An art deco new year's silhouette of the city with fireworks and approaching alien spaceships.

On Nowruz, people sing and dance and give gifts. They are celebrating the return of spring. It's a new year. They know why they are happy: they expect warmth and sunlight, crops and longer days and new animals.

On Chinese New Year, people honour the ancient hero who chased away the Nian, a monster who ate villagers. They wear red (which evil spirits hate) and set off firecrackers (ditto) and have family reunions. They celebrate continuity and honour their ancestors.

Every Passover the question is asked: 'Why is this night different from all other nights?' The answer, of course, is that in that tradition, a great miracle happened: people were rescued from an impending evil. The idea is celebrated with readings and food and singing year after year.

On 31 December it is useless to ask that question, and everyone knows it. There is nothing special about 31 December other than the fact that lots of people have set it aside to stay up until midnight, when they yell and make noise and sing 'Auld Lang Syne' off-key. Most of these people are going to have hangovers on 1 January.

Then some fatuous idiot is going to ask them what their 'New Year's Resolutions' are. And not one of them will have the sense to reply, 'Not to stay up all night at the end of it, get drunk, and make a fool of myself.'

Still, for the week leading up to this night, the 'news' media, who have little to report at this time or who will at least not admit they have anything to report because they're lazy and want to go to parties, will pretend that it's absolutely necessary to 'take stock' of the past year and make predictions about the next one. This in spite of the obvious fact that these 'years' are arbitrary divisions of calendars, mere pixels in the lower right-hand corners of our computer screens. They have nothing at all to do with continuity – we lost that long ago – or natural phenomena, or even dragons eating villagers. It's all just a habit we've gotten into.

It might be nice, though, if we did take stock: if we examined the way we as a species are going. If we looked back at recent mistakes and resolved to do better. If we made some concrete plans in that direction.

That's not going to happen. When you ask people what their new year's resolutions are, what do they talk about? Themselves, of course.

'I'm going to lose weight next year, so I'll be healthier, live longer, and fit into all the cool clothes.'

'I'm going to become rich and famous, see if I don't! Well, famous, anyway: I have a sure-fire plan for becoming an influencer on social media.'

'I'm going to work on my spiritual growth. You know, learn how to be calm and serene and above it all. So I won't be worried about you guys any more, I'll be beyond that.'

If you have a personal goal like that, please don't bother telling me about it. Because I will be judgy.

I've figured out why people foster this false optimism and silly self-help mania in the dead of winter: they fret. They look around. They see that the world is in trouble. The climate is threatened. . .by human beings, mostly. The world's governments are ineffective in helping their citizens live safe, healthy, and productive lives. . .because human beings seem to lack the will to do anything about them. People are clannish and opinions are polarised. At the same time, they're worried.

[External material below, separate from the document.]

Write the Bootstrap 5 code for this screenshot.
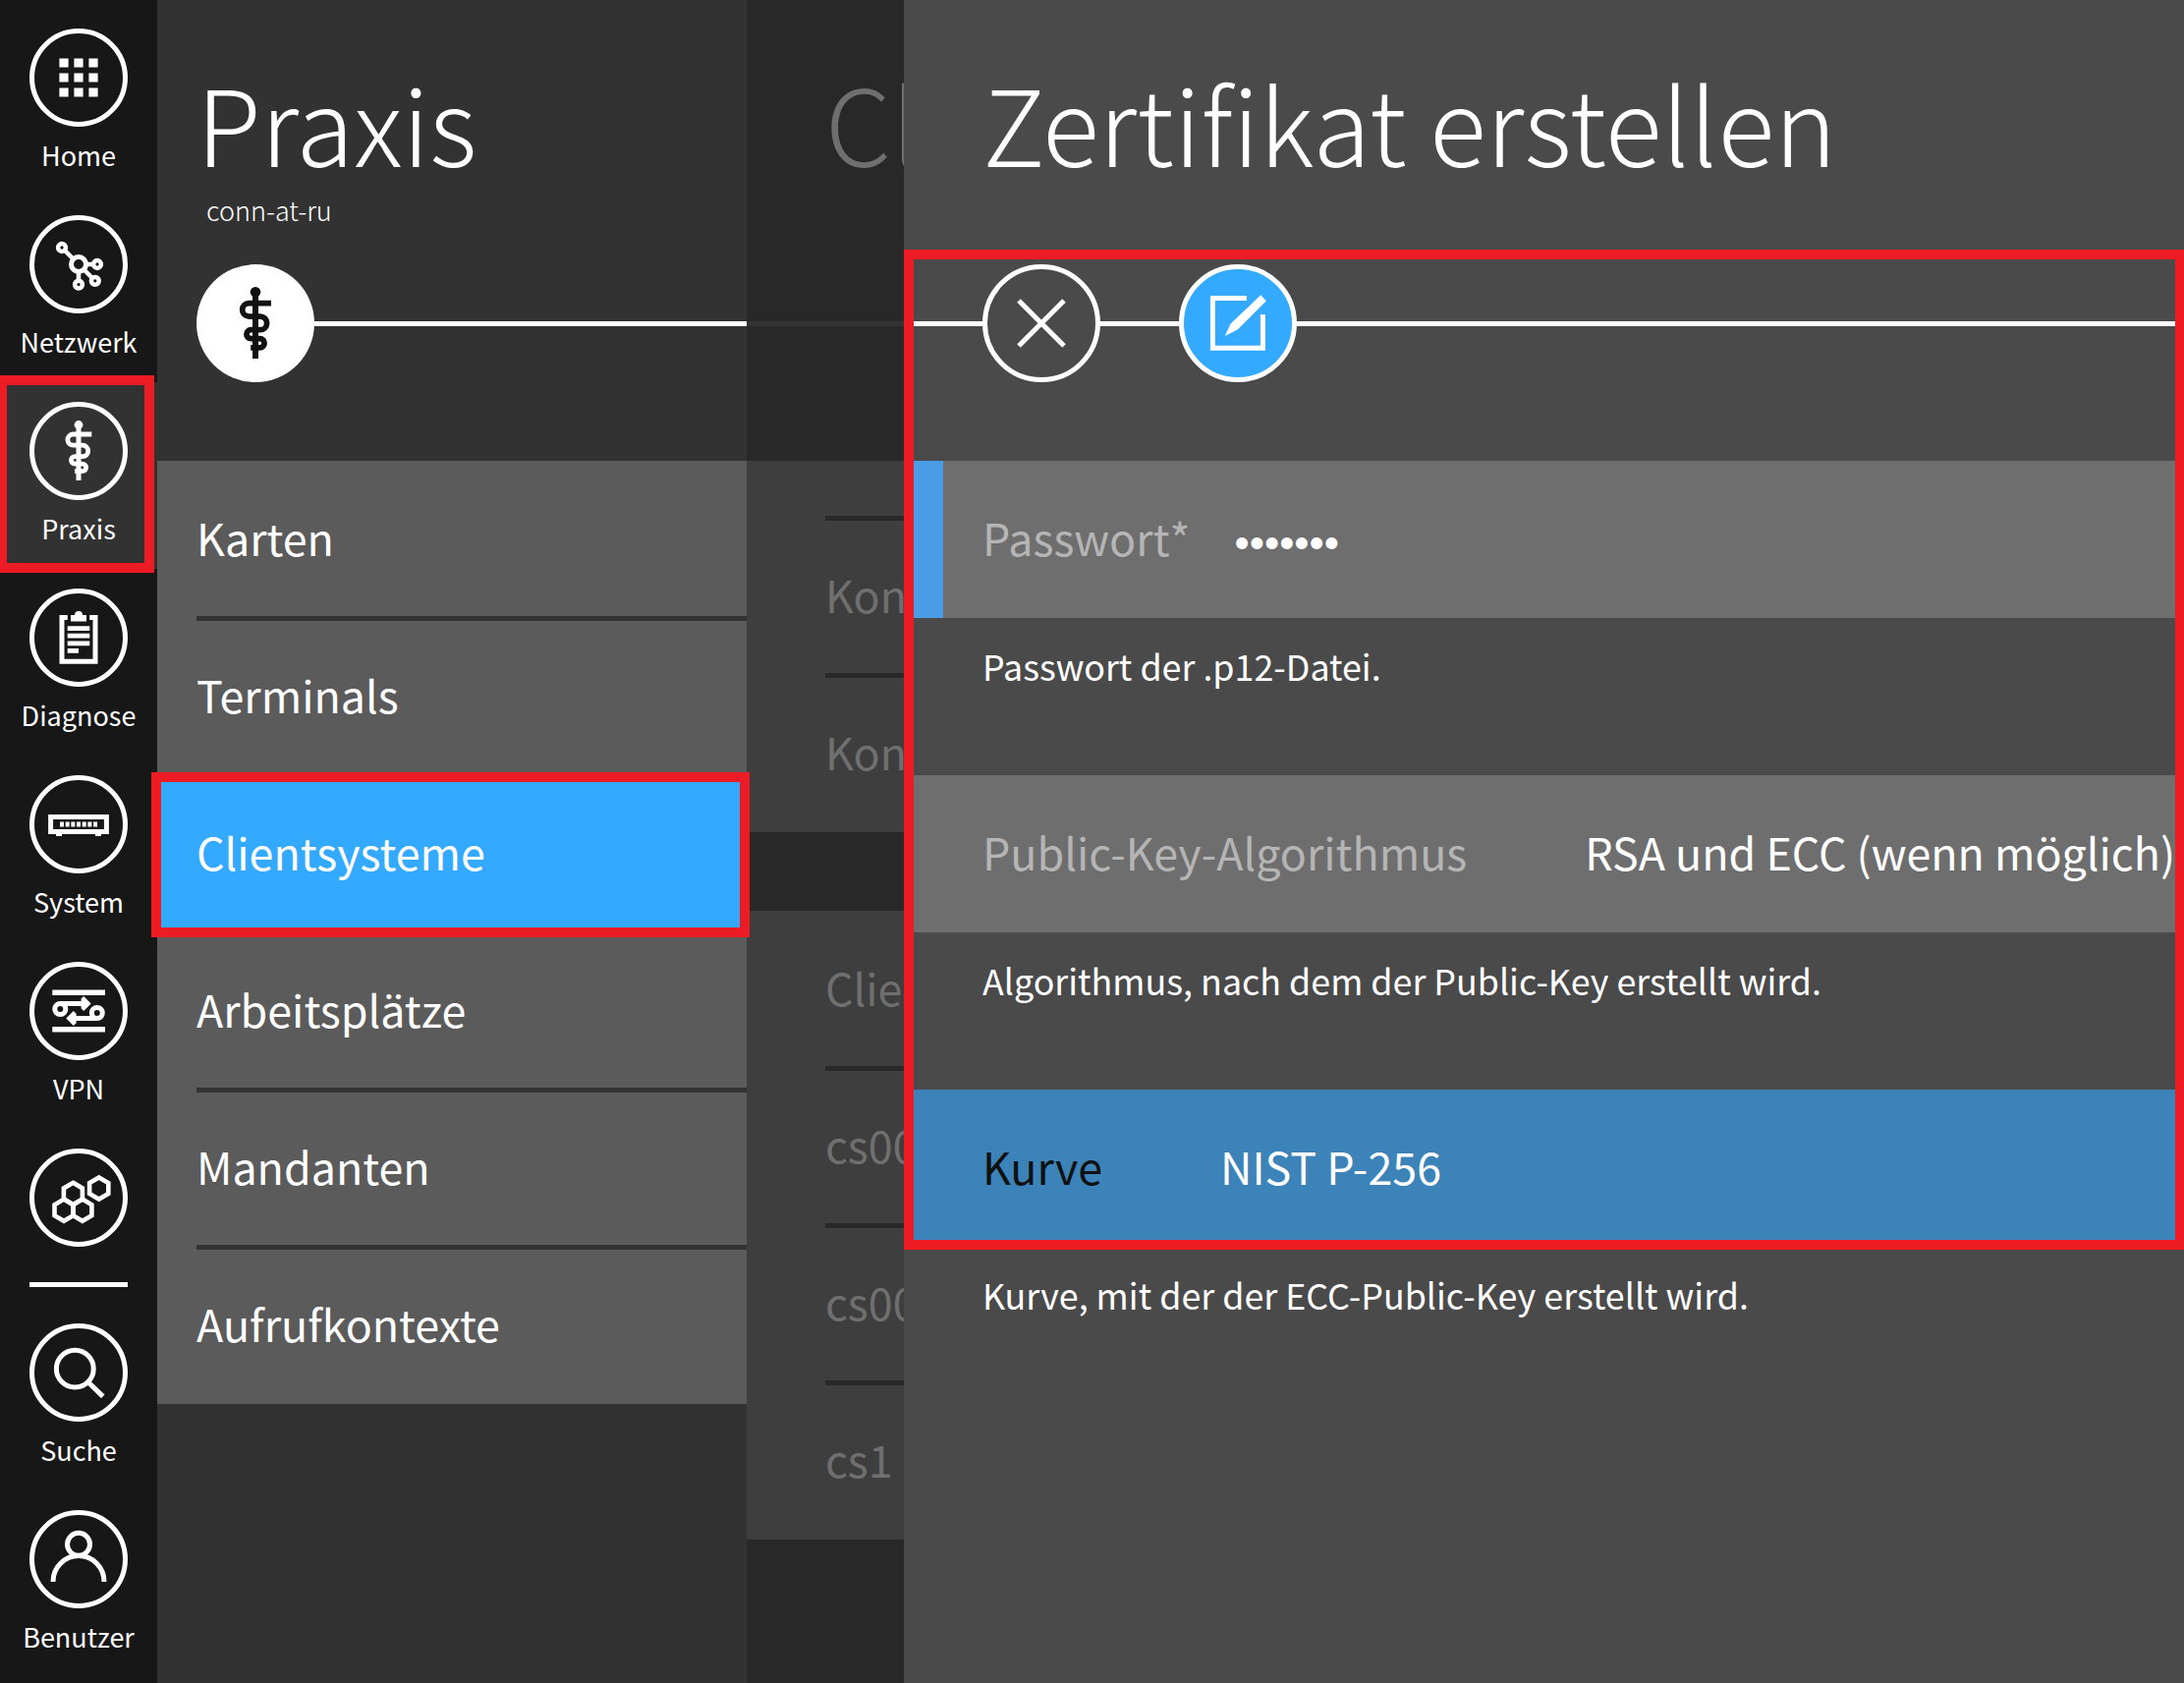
<!DOCTYPE html>
<html lang="de">
<head>
<meta charset="utf-8">
<meta name="viewport" content="width=device-width, initial-scale=1">
<title>Praxis – Zertifikat erstellen</title>
<link href="https://cdn.jsdelivr.net/npm/bootstrap@5.3.0/dist/css/bootstrap.min.css" rel="stylesheet">
<style>
  :root { --ink: #323232; --accent: #33a9ff; --mark-red: #ed1c24; }
  body { font-family: "Noto Sans CJK SC", "Noto Sans", sans-serif; background: #4a4a4a; color: #fff; font-variant-ligatures: none; }
  a { color: inherit; text-decoration: none; }
  .shell { width: 2223px; height: 1713px; }

  .side { width: 160px; padding-top: 9px; background: #171717; }
  .side-item { height: 190px; padding-top: 20px; }
  .side-item.active { background: var(--ink); }
  .side-item.nolabel { height: 156px; }
  .side-item svg { width: 100px; height: 100px; flex: none; }
  .side-label { font-size: 27px; line-height: 40px; margin-top: 9px; white-space: nowrap; }
  .side-rule { width: 100px; height: 5px; margin: 0 30px 17px; background: #fff; }
  .ico { fill: none; stroke: #fff; stroke-width: 5; }
  .ico .solid { fill: #fff; stroke: none; }

  .pane { height: 1713px; }
  .pane-main { width: 600px; background: var(--ink); }
  .pane-back { width: 160px; background: #282828; color: #6f6f6f; }
  .pane-form { background: #4a4a4a; min-width: 0; }
  .pane-head { height: 469px; padding-top: 64px; }
  .pane-title { font-size: 107.2px; line-height: 120px; font-weight: 200; margin: 0; padding-left: 80px; white-space: nowrap; }
  .pane-main .pane-title { padding-left: 40px; }
  .pane-sub { font-size: 27px; line-height: 40px; height: 40px; margin-top: 10px; padding-left: 50px; font-weight: 200; }
  .tools { height: 120px; margin-top: 35px; }
  .tools svg { width: 120px; height: 120px; flex: none; }
  .pane-badge { margin-left: 40px; color: #111; }
  .tool-line { height: 5px; margin-top: 1px; background: #fff; }
  .tool-gap { width: 80px; }

  .entry { height: 160px; font-size: 44.8px; line-height: 155px; white-space: nowrap; }
  .entries { background: #5b5b5b; }
  .entries .entry { padding-left: 40px; }
  .entries .entry.active { background: var(--accent); }
  .entry-rule { height: 5px; margin: -2px 0 -3px 40px; background: var(--ink); position: relative; }
  .pane-back .entries { background: #3e3e3e; }
  .pane-back .entries .entry { padding-left: 80px; }
  .pane-back .entry-rule { margin-left: 80px; background: #282828; }
  .pane-back .tool-line { background: #333; }
  .scrolled { padding-top: 58px; margin-bottom: 80px; }

  .field { background: #6e6e6e; border-left: 40px solid #6e6e6e; padding-left: 40px; color: #b5b5b5; }
  .field.required { border-left-color: #4b9ce4; }
  .field.selected { background: #3b83b8; border-left-color: #3b83b8; color: #111; }
  .field-value { color: #fff; margin-left: 120px; }
  .dots { font-family: "Liberation Sans", sans-serif; font-size: 43.5px; line-height: 169px; margin-left: 45px; }
  .hint { height: 160px; padding: 24px 0 0 80px; font-size: 35.85px; line-height: 48px; white-space: nowrap; }

  /* callout frames laid over the interface */
  .frame { position: absolute; border: 10px solid var(--mark-red); pointer-events: none; }
  .frame-nav { left: -3px; top: 382px; width: 160px; height: 201px; }
  .frame-entry { left: 154px; top: 786px; width: 609px; height: 168px; }
  .frame-form { left: 920px; top: 254px; width: 1303px; height: 1018px; border-right-width: 9px; }
</style>
<script src="https://cdn.jsdelivr.net/npm/bootstrap@5.3.0/dist/js/bootstrap.bundle.min.js"></script>
</head>
<body>
<svg class="d-none">
  <symbol id="staff" viewBox="0 0 100 100">
    <circle cx="50" cy="23.5" r="4.4" fill="currentColor" stroke="none"/>
    <path d="M50 23V80" fill="none" stroke="currentColor" stroke-width="5"/>
    <path d="M63.3 33H44.5a5.6 5.6 0 0 0 0 11.2H54a5.7 5.7 0 0 1 0 11.4H46.2a3.75 3.75 0 0 0 0 7.5H53.8a3.8 3.8 0 0 1 0 7.6H46" fill="none" stroke="currentColor" stroke-width="4.8"/>
  </symbol>
</svg>
<div class="shell d-flex position-relative overflow-hidden">

  <nav class="side d-flex flex-column flex-shrink-0">
    <a href="#" class="side-item d-flex flex-column align-items-center">
      <svg class="ico" viewBox="0 0 100 100"><circle cx="50" cy="50" r="47.5"/><path class="solid" d="M30.4 30.4h9.2v9.2h-9.2zM45.4 30.4h9.2v9.2h-9.2zM60.4 30.4h9.2v9.2h-9.2zM30.4 45.4h9.2v9.2h-9.2zM45.4 45.4h9.2v9.2h-9.2zM60.4 45.4h9.2v9.2h-9.2zM30.4 60.4h9.2v9.2h-9.2zM45.4 60.4h9.2v9.2h-9.2zM60.4 60.4h9.2v9.2h-9.2z"/></svg>
      <span class="side-label">Home</span>
    </a>
    <a href="#" class="side-item d-flex flex-column align-items-center">
      <svg class="ico" viewBox="0 0 100 100"><circle cx="50" cy="50" r="47.5"/><circle cx="50" cy="50" r="7.5"/><g stroke-width="4.5"><circle cx="33" cy="33" r="3.9"/><circle cx="69" cy="50" r="3.9"/><circle cx="66.8" cy="66.8" r="3.9"/><circle cx="50" cy="70.6" r="3.9"/><path d="M36 36l8.5 8.5M57 50h8M55.5 55.5l8 8M50 57v10"/></g></svg>
      <span class="side-label">Netzwerk</span>
    </a>
    <a href="#" class="side-item active d-flex flex-column align-items-center">
      <svg class="ico" viewBox="0 0 100 100"><circle cx="50" cy="50" r="47.5"/><use href="#staff" width="100" height="100"/></svg>
      <span class="side-label">Praxis</span>
    </a>
    <a href="#" class="side-item d-flex flex-column align-items-center">
      <svg class="ico" viewBox="0 0 100 100"><circle cx="50" cy="50" r="47.5"/><path d="M38.8 29.5H33V74.2H67V29.5H61.2"/><path class="solid" d="M42 27h4a4 4 0 0 1 8 0h4v6.4H42z"/><path stroke-width="4.8" d="M38.7 40.7H61.3M38.7 48.2H61.3M38.7 55.8H61.3M38.7 63.3H50"/></svg>
      <span class="side-label">Diagnose</span>
    </a>
    <a href="#" class="side-item d-flex flex-column align-items-center">
      <svg class="ico" viewBox="0 0 100 100"><circle cx="50" cy="50" r="47.5"/><path d="M21.6 42.5H78.4V57.5H21.6z"/><path stroke-dasharray="4 1.67" d="M31 50H69.3"/><path class="solid" d="M27 60h6v2h-6zM67 60h6v2h-6z"/></svg>
      <span class="side-label">System</span>
    </a>
    <a href="#" class="side-item d-flex flex-column align-items-center">
      <svg class="ico" viewBox="0 0 100 100"><circle cx="50" cy="50" r="47.5"/><path d="M23.3 31.2H77M23.3 68.8H77" stroke-width="5.4"/><circle cx="31.3" cy="48" r="5.5"/><circle cx="68.8" cy="52" r="5.5"/><path d="M31.3 42.5H55M68.8 57.5H45"/><path class="solid" d="M62.7 42.5L55.2 35 52.6 37.6V47.4L55.2 50zM37.3 57.5L44.8 50 47.6 52.8V62.2L44.8 65z"/></svg>
      <span class="side-label">VPN</span>
    </a>
    <a href="#" class="side-item nolabel d-flex flex-column align-items-center">
      <svg class="ico" viewBox="0 0 100 100"><circle cx="50" cy="50" r="47.5"/><g stroke-width="4.6"><path d="M44.4 34.8l9.5 5.6v11l-9.5 5.6-9.5-5.6v-11z"/><path d="M35 51.6l9.5 5.6v11l-9.5 5.6-9.5-5.6v-11z"/><path d="M53.9 51.6l9.5 5.6v11l-9.5 5.6-9.5-5.6v-11z"/><path d="M70.7 29.4l9.6 5.6v11l-9.6 5.6-9.6-5.6v-11z"/></g></svg>
    </a>
    <div class="side-rule"></div>
    <a href="#" class="side-item d-flex flex-column align-items-center">
      <svg class="ico" viewBox="0 0 100 100"><circle cx="50" cy="50" r="47.5"/><circle cx="46.3" cy="46.2" r="18.9"/><path d="M60 60L74.8 74.4"/></svg>
      <span class="side-label">Suche</span>
    </a>
    <a href="#" class="side-item d-flex flex-column align-items-center">
      <svg class="ico" viewBox="0 0 100 100"><circle cx="50" cy="50" r="47.5"/><circle cx="50" cy="34.8" r="11.5"/><path d="M24 73a26 26.4 0 0 1 52 0"/></svg>
      <span class="side-label">Benutzer</span>
    </a>
  </nav>

  <section class="pane pane-main flex-shrink-0">
    <header class="pane-head">
      <h1 class="pane-title">Praxis</h1>
      <div class="pane-sub">conn-at-ru</div>
      <div class="tools d-flex align-items-center">
        <svg class="pane-badge" viewBox="0 0 100 100"><circle cx="50" cy="50" r="50" fill="#fff"/><use href="#staff" width="100" height="100"/></svg>
        <div class="tool-line flex-grow-1"></div>
      </div>
    </header>
    <div class="entries">
      <div class="entry">Karten</div>
      <div class="entry-rule"></div>
      <div class="entry">Terminals</div>
      <div class="entry active">Clientsysteme</div>
      <div class="entry">Arbeitsplätze</div>
      <div class="entry-rule"></div>
      <div class="entry">Mandanten</div>
      <div class="entry-rule"></div>
      <div class="entry">Aufrufkontexte</div>
    </div>
  </section>

  <section class="pane pane-back flex-shrink-0 overflow-hidden">
    <header class="pane-head">
      <h2 class="pane-title">Cl</h2>
      <div class="pane-sub"></div>
      <div class="tools d-flex align-items-center"><div class="tool-line flex-grow-1"></div></div>
    </header>
    <div class="entries scrolled">
      <div class="entry-rule"></div>
      <div class="entry">Kon</div>
      <div class="entry-rule"></div>
      <div class="entry">Kon</div>
    </div>
    <div class="entries">
      <div class="entry">Clie</div>
      <div class="entry-rule"></div>
      <div class="entry">cs00</div>
      <div class="entry-rule"></div>
      <div class="entry">cs00</div>
      <div class="entry-rule"></div>
      <div class="entry">cs1</div>
    </div>
  </section>

  <section class="pane pane-form flex-grow-1">
    <header class="pane-head">
      <h2 class="pane-title">Zertifikat erstellen</h2>
      <div class="pane-sub"></div>
      <div class="tools d-flex align-items-center">
        <div class="tool-line tool-gap"></div>
        <svg viewBox="0 0 120 120" fill="none" stroke="#fff" stroke-width="5"><circle cx="60" cy="60" r="57.5"/><path d="M37 37L83 83M83 37L37 83"/></svg>
        <div class="tool-line tool-gap"></div>
        <svg viewBox="0 0 120 120" fill="none" stroke="#fff" stroke-width="5"><circle cx="60" cy="60" r="57.5" fill="#33a9ff"/><path d="M69 34.5H34.4V85.3H85.4V51"/><path fill="#fff" stroke="none" d="M46.8 73L52.6 60.6 83.2 31.2 88.8 37.3 59.6 66.6z"/></svg>
        <div class="tool-line flex-grow-1"></div>
      </div>
    </header>
    <div class="entry field required d-flex"><span>Passwort*</span><span class="field-value dots">•••••••</span></div>
    <div class="hint">Passwort der .p12-Datei.</div>
    <div class="entry field d-flex"><span>Public-Key-Algorithmus</span><span class="field-value">RSA und ECC (wenn möglich)</span></div>
    <div class="hint">Algorithmus, nach dem der Public-Key erstellt wird.</div>
    <div class="entry field selected d-flex"><span>Kurve</span><span class="field-value">NIST P-256</span></div>
    <div class="hint">Kurve, mit der der ECC-Public-Key erstellt wird.</div>
  </section>

  <div class="frame frame-nav"></div>
  <div class="frame frame-entry"></div>
  <div class="frame frame-form"></div>
</div>
</body>
</html>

If things are going well, they worry that it won't last. If things are going badly, they worry that they won't get better. They wish 'somebody' would 'do something' to make it all good again. As long as that somebody isn't them.

What if. . .? What if the aliens show up and don't like what they see? What if the climate specialists are right, and heating up the planet really is a bad idea? What if Country X starts a war with Country Y? What will it do to tomato prices in my supermarket?

You want a new year's resolution, folks? What about, 'In the coming year, I will worry more about my neighbour than myself'? What about, 'I will remember that 'those people' over yonder – in the next town, the next county, the next country, across that ocean or over in that desert – have just as much right to life, liberty, and the pursuit of happiness as my own friends and family'?

Let's sing a different song this new year's. Instead of that one with the Scots words, let's try a wish for peace.

Maybe then the aliens will leave us alone.